The NLRB's activist union agenda

    Congress enacted the NLRA predominantly ``to assure freedom 
of choice and majority rule in employee selection of 
representatives.''\9\ Summarized succinctly, the NLRA is meant 
to ensure ``the employees pick the union; the union does not 
pick the employees.''\10\ The Biden NLRB has failed to adhere 
to these guiding principles and is implementing a radical 
agenda to force union representation on employees who would 
prefer to refrain from union activities. The Board majority's 
and General Counsel's extreme agenda is also at odds with 
congressional intent. Congress chose to establish the NLRB in 
1935 as a ``strictly nonpartisan'' Board composed of ``three 
impartial Government members.''\11\ Such radical and 
politically motivated regulations and decisions by the Board 
make it imperative to exempt certain small businesses because 
they are least able to withstand these costs.
---------------------------------------------------------------------------
    \9\Int'l Ladies' Garment Workers' Union v. NLRB, 366 U.S. 731, 739 
(1961).
    \10\Colorado Fire Sprinkler, Inc. v. NLRB, 891 F.3d 1031, 1038 
(D.C. Cir. 2018).
    \11\Joan Flynn, A Quiet Revolution at the Labor Board: The 
Transformation of the NLRB, 1935-2000, 61 Ohio St.

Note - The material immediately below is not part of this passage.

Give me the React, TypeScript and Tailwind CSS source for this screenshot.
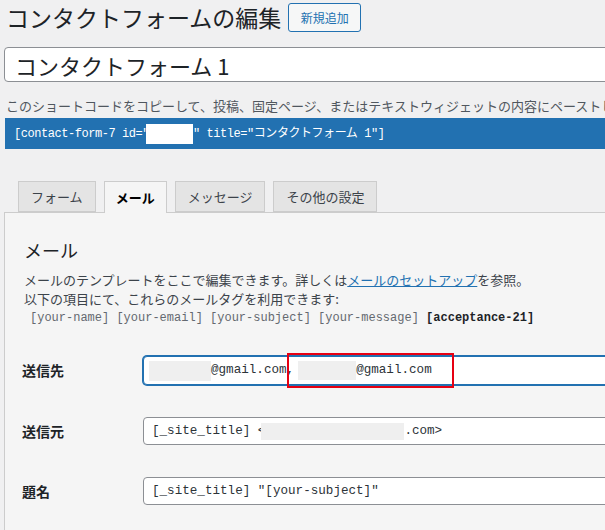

L.J. 1361, 1363 
(2000) (quoting 1935 Senate committee report on the NLRA) (internal 
quotation marks omitted).
---------------------------------------------------------------------------
    In April 2022, NLRB General Counsel (GC) Jennifer Abruzzo 
issued a memorandum that all employer discussions about union 
issues are ``inherently'' unlawful, even when the employer 
speech is not threatening or coercive. The GC is also 
prosecuting claims and arguing to the Board that it is an 
unfair labor practice for employers to require employees, on 
paid work time, to attend meetings where the employer expresses 
its opinion concerning unionization. Thus, the GC is urging the 
Board to discard decades of case law, NLRB precedent upholding 
an employer's First Amendment right to educate its employees 
about unionization, and Congress's amendments to the NLRA.\12\
---------------------------------------------------------------------------
    \12\https://www.littler.com/publication-press/publication/nlrb-
general-counsel-aggressively-seeks-expand-unions-right-demand.
---------------------------------------------------------------------------
    Philip Miscimarra, former NLRB Chairman and a partner at 
Morgan Lewis, testified before the Committee about the GC's 
attempted ban of employer speech related to union issues and 
how Congress already addressed such arguments when enacting the 
Taft-Hartley Act:

          The General Counsel's attempted broad ban on an 
        employer's union-related discussions is not new. The 
        NLRB adopted precisely the same speech prohibition in a 
        1946 case--Clark Bros. Co.--which Congress repudiated 
        the very next year by adding Section 8(c) to the NLRA 
        as part of the Taft-Hartley Act. . . .
          Both the Senate and House bills contained language 
        directly responding to Clark Bros. (and similar cases) 
        by restoring employer free speech rights that had been 
        extinguished by the pre-1947 NLRB. . . .
          The Taft-Hartley legislative history is replete with 
        similar indications that Section 8(c) was a direct 
        response to repudiate the reasoning of Clark Bros. and 
        other NLRB cases. Indeed, opponents of the Taft-Hartley 
        legislation--including freshman House member John F. 
        Kennedy--agreed that Congress needed to restore the 
        employer free speech rights that the NLRB had limited 
        or ignored in pre-1947 cases.\13\
---------------------------------------------------------------------------
    \13\Protecting Employees' Rights: Ensuring Fair Election at the 
NLRB: Hearing Before the Subcomm. on Health, Emp't, Lab. & Pensions of 
the H. Comm. on Educ. & the Workforce, 118th Cong. (2023) (statement of 
Philip A. Miscimarra, Partner, Morgan Lewis, at 5-7).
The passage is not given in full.